--- Supplied information ---

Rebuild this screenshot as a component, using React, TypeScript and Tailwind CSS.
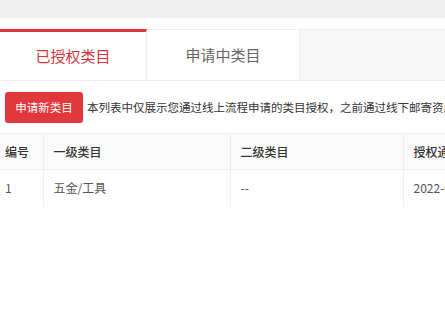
const TABS = ['已授权类目', '申请中类目']

const COLS = [
  { name: '编号', w: 'w-[43px]' },
  { name: '一级类目', w: 'w-[187px]' },
  { name: '二级类目', w: 'w-[173px]' },
  { name: '授权通过时间', w: 'w-[160px]' },
]

const ROWS = [['1', '五金/工具', '--', '2022-05-18 10:32:11']]

export default function App() {
  return (
    <div className="w-[445px] h-[322px] overflow-hidden bg-white font-['Microsoft_YaHei','Noto_Sans_CJK_SC',sans-serif]">
      {/* top strip */}
      <div className="h-[18px] bg-[#efefef]" />
      <div className="h-[11px]" />

      {/* tabs */}
      <div className="flex h-[52px] border-b border-[#ececec]">
        {TABS.map((t, i) => (
          <div
            key={t}
            className={`flex items-center justify-center text-[15px] ${
              i === 0
                ? 'w-[147px] border-t-[3px] border-t-[#e0353b] border-r border-r-[#eeeeee] text-[#d1353c]'
                : 'w-[153px] border-t border-t-[#eeeeee] border-r border-r-[#eeeeee] text-[#666666]'
            }`}
          >
            {t}
          </div>
        ))}
        <div className="flex-1 bg-[#f8f8f8] border-t border-[#eeeeee]" />
      </div>

      {/* action row */}
      <div className="flex items-center mt-[11px] pl-[5px] whitespace-nowrap">
        <button className="shrink-0 w-[78px] h-[31px] rounded-[3px] bg-[#e0383c] text-white text-[11.5px]">
          申请新类目
        </button>
        <span className="ml-[4px] text-[11.5px] text-[#333333]">
          本列表中仅展示您通过线上流程申请的类目授权，之前通过线下邮寄资质申请的类目授权请联系客服查询
        </span>
      </div>

      {/* table */}
      <table className="mt-[10px] table-fixed border-collapse w-[563px] text-[12px]">
        <thead>
          <tr className="h-[36px] bg-[#fbfbfb] border-t border-[#eeeeee]">
            {COLS.map((c, i) => (
              <th
                key={c.name}
                className={`${c.w} text-left font-medium text-[#333333] whitespace-nowrap border-b border-[#eeeeee] ${
                  i === 0 ? 'pl-[5px]' : 'pl-[10px] border-l'
                }`}
              >
                {c.name}
              </th>
            ))}
          </tr>
        </thead>
        <tbody>
          {ROWS.map((r) => (
            <tr key={r[0]} className="h-[37px]">
              {r.map((v, i) => (
                <td
                  key={i}
                  className={`text-[#555555] whitespace-nowrap ${
                    i === 0 ? 'pl-[5px]' : 'pl-[10px] border-l border-[#eeeeee]'
                  }`}
                >
                  {v}
                </td>
              ))}
            </tr>
          ))}
        </tbody>
      </table>
    </div>
  )
}
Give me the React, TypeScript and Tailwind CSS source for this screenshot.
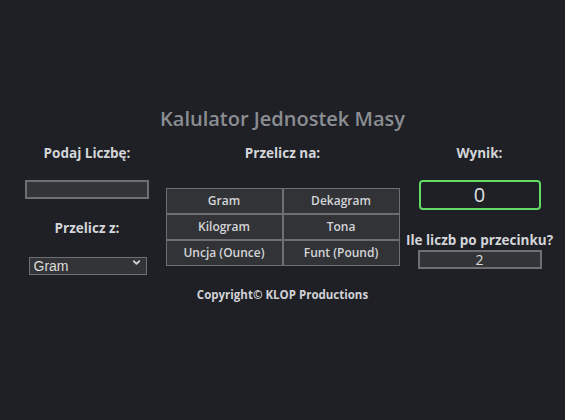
import React, { useState } from 'react';
import { ChevronDown } from 'lucide-react';

const units = ['Gram', 'Dekagram', 'Kilogram', 'Tona', 'Uncja (Ounce)', 'Funt (Pound)'];

export default function App() {
  const [value, setValue] = useState('');
  const [from, setFrom] = useState('Gram');
  const [decimals, setDecimals] = useState('2');

  return (
    <div className="min-h-[420px] w-full bg-[#1f2025] font-['Open_Sans',sans-serif] text-[#d3d5d8]">
      <div className="flex flex-col items-center pt-[106px]">
        <h1 className="text-[20px] font-semibold leading-[26px] text-[#8b8e93]">Kalulator Jednostek Masy</h1>

        <div className="mt-[12px] flex w-full">
          <div className="flex w-[174px] flex-col items-center">
            <p className="text-[13.5px] font-bold leading-[18px]">Podaj Liczbę:</p>
            <input
              value={value}
              onChange={(e) => setValue(e.target.value)}
              className="mt-[18px] h-[19px] w-[124px] border-2 border-[#6e6f72] bg-[#333438] px-1 text-[13px] text-[#ddd] outline-none"
            />
            <p className="mt-[20px] text-[13.5px] font-bold leading-[18px]">Przelicz z:</p>
            <div className="relative mt-[16px] ml-[1px]">
              <select
                value={from}
                onChange={(e) => setFrom(e.target.value)}
                className="h-[18px] w-[118px] appearance-none border border-[#6e6f72] bg-[#333438] pl-[4px] font-['Liberation_Sans',sans-serif] text-[14px] leading-[16px] text-[#dcdcdc] outline-none"
              >
                {units.map((u) => (
                  <option key={u}>{u}</option>
                ))}
              </select>
              <ChevronDown className="pointer-events-none absolute right-[5px] top-[4px] h-[11px] w-[11px] text-[#d5d5d5]" strokeWidth={4} />
            </div>
          </div>

          <div className="flex w-[217px] flex-col items-center">
            <p className="text-[13.5px] font-bold leading-[18px]">Przelicz na:</p>
            <div className="mt-[26px] grid w-[234px] grid-cols-2 gap-[2px] bg-[#6e6f72] p-[1px]">
              {units.map((u) => (
                <button
                  key={u}
                  className="h-[24px] bg-[#323337] text-[12px] font-semibold leading-[24px] text-[#d3d5d8]"
                >
                  {u}
                </button>
              ))}
            </div>
          </div>

          <div className="flex flex-1 flex-col items-center pl-[3px]">
            <p className="text-[13.5px] font-bold leading-[18px]">Wynik:</p>
            <div className="mt-[18px] flex h-[30px] w-[122px] items-center justify-center rounded-[4px] border-2 border-[#62dc62] text-[20px] leading-none text-[#dfe0e2]">
              0
            </div>
            <p className="mt-[21px] text-[13.5px] font-bold leading-[18px]">Ile liczb po przecinku?</p>
            <input
              value={decimals}
              onChange={(e) => setDecimals(e.target.value)}
              className="mt-[1px] h-[19px] w-[124px] border-2 border-[#6e6f72] bg-[#333438] text-center text-[14px] leading-[15px] text-[#dcdcdc] outline-none"
            />
          </div>
        </div>

        <p className="mt-[10px] text-[11.5px] font-bold leading-[16px] text-[#d0d2d5]">Copyright© KLOP Productions</p>
      </div>
    </div>
  );
}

---

● **To do**: Print every record above exactly as written, leaving out the pictures.

● **Response below**:
Rebuild this screenshot as a component, using React, TypeScript and Tailwind CSS.
const TABS = ['已授权类目', '申请中类目']

const COLS = [
  { name: '编号', w: 'w-[43px]' },
  { name: '一级类目', w: 'w-[187px]' },
  { name: '二级类目', w: 'w-[173px]' },
  { name: '授权通过时间', w: 'w-[160px]' },
]

const ROWS = [['1', '五金/工具', '--', '2022-05-18 10:32:11']]

export default function App() {
  return (
    <div className="w-[445px] h-[322px] overflow-hidden bg-white font-['Microsoft_YaHei','Noto_Sans_CJK_SC',sans-serif]">
      {/* top strip */}
      <div className="h-[18px] bg-[#efefef]" />
      <div className="h-[11px]" />

      {/* tabs */}
      <div className="flex h-[52px] border-b border-[#ececec]">
        {TABS.map((t, i) => (
          <div
            key={t}
            className={`flex items-center justify-center text-[15px] ${
              i === 0
                ? 'w-[147px] border-t-[3px] border-t-[#e0353b] border-r border-r-[#eeeeee] text-[#d1353c]'
                : 'w-[153px] border-t border-t-[#eeeeee] border-r border-r-[#eeeeee] text-[#666666]'
            }`}
          >
            {t}
          </div>
        ))}
        <div className="flex-1 bg-[#f8f8f8] border-t border-[#eeeeee]" />
      </div>

      {/* action row */}
      <div className="flex items-center mt-[11px] pl-[5px] whitespace-nowrap">
        <button className="shrink-0 w-[78px] h-[31px] rounded-[3px] bg-[#e0383c] text-white text-[11.5px]">
          申请新类目
        </button>
        <span className="ml-[4px] text-[11.5px] text-[#333333]">
          本列表中仅展示您通过线上流程申请的类目授权，之前通过线下邮寄资质申请的类目授权请联系客服查询
        </span>
      </div>

      {/* table */}
      <table className="mt-[10px] table-fixed border-collapse w-[563px] text-[12px]">
        <thead>
          <tr className="h-[36px] bg-[#fbfbfb] border-t border-[#eeeeee]">
            {COLS.map((c, i) => (
              <th
                key={c.name}
                className={`${c.w} text-left font-medium text-[#333333] whitespace-nowrap border-b border-[#eeeeee] ${
                  i === 0 ? 'pl-[5px]' : 'pl-[10px] border-l'
                }`}
              >
                {c.name}
              </th>
            ))}
          </tr>
        </thead>
        <tbody>
          {ROWS.map((r) => (
            <tr key={r[0]} className="h-[37px]">
              {r.map((v, i) => (
                <td
                  key={i}
                  className={`text-[#555555] whitespace-nowrap ${
                    i === 0 ? 'pl-[5px]' : 'pl-[10px] border-l border-[#eeeeee]'
                  }`}
                >
                  {v}
                </td>
              ))}
            </tr>
          ))}
        </tbody>
      </table>
    </div>
  )
}
Give me the React, TypeScript and Tailwind CSS source for this screenshot.
import React, { useState } from 'react';
import { ChevronDown } from 'lucide-react';

const units = ['Gram', 'Dekagram', 'Kilogram', 'Tona', 'Uncja (Ounce)', 'Funt (Pound)'];

export default function App() {
  const [value, setValue] = useState('');
  const [from, setFrom] = useState('Gram');
  const [decimals, setDecimals] = useState('2');

  return (
    <div className="min-h-[420px] w-full bg-[#1f2025] font-['Open_Sans',sans-serif] text-[#d3d5d8]">
      <div className="flex flex-col items-center pt-[106px]">
        <h1 className="text-[20px] font-semibold leading-[26px] text-[#8b8e93]">Kalulator Jednostek Masy</h1>

        <div className="mt-[12px] flex w-full">
          <div className="flex w-[174px] flex-col items-center">
            <p className="text-[13.5px] font-bold leading-[18px]">Podaj Liczbę:</p>
            <input
              value={value}
              onChange={(e) => setValue(e.target.value)}
              className="mt-[18px] h-[19px] w-[124px] border-2 border-[#6e6f72] bg-[#333438] px-1 text-[13px] text-[#ddd] outline-none"
            />
            <p className="mt-[20px] text-[13.5px] font-bold leading-[18px]">Przelicz z:</p>
            <div className="relative mt-[16px] ml-[1px]">
              <select
                value={from}
                onChange={(e) => setFrom(e.target.value)}
                className="h-[18px] w-[118px] appearance-none border border-[#6e6f72] bg-[#333438] pl-[4px] font-['Liberation_Sans',sans-serif] text-[14px] leading-[16px] text-[#dcdcdc] outline-none"
              >
                {units.map((u) => (
                  <option key={u}>{u}</option>
                ))}
              </select>
              <ChevronDown className="pointer-events-none absolute right-[5px] top-[4px] h-[11px] w-[11px] text-[#d5d5d5]" strokeWidth={4} />
            </div>
          </div>

          <div className="flex w-[217px] flex-col items-center">
            <p className="text-[13.5px] font-bold leading-[18px]">Przelicz na:</p>
            <div className="mt-[26px] grid w-[234px] grid-cols-2 gap-[2px] bg-[#6e6f72] p-[1px]">
              {units.map((u) => (
                <button
                  key={u}
                  className="h-[24px] bg-[#323337] text-[12px] font-semibold leading-[24px] text-[#d3d5d8]"
                >
                  {u}
                </button>
              ))}
            </div>
          </div>

          <div className="flex flex-1 flex-col items-center pl-[3px]">
            <p className="text-[13.5px] font-bold leading-[18px]">Wynik:</p>
            <div className="mt-[18px] flex h-[30px] w-[122px] items-center justify-center rounded-[4px] border-2 border-[#62dc62] text-[20px] leading-none text-[#dfe0e2]">
              0
            </div>
            <p className="mt-[21px] text-[13.5px] font-bold leading-[18px]">Ile liczb po przecinku?</p>
            <input
              value={decimals}
              onChange={(e) => setDecimals(e.target.value)}
              className="mt-[1px] h-[19px] w-[124px] border-2 border-[#6e6f72] bg-[#333438] text-center text-[14px] leading-[15px] text-[#dcdcdc] outline-none"
            />
          </div>
        </div>

        <p className="mt-[10px] text-[11.5px] font-bold leading-[16px] text-[#d0d2d5]">Copyright© KLOP Productions</p>
      </div>
    </div>
  );
}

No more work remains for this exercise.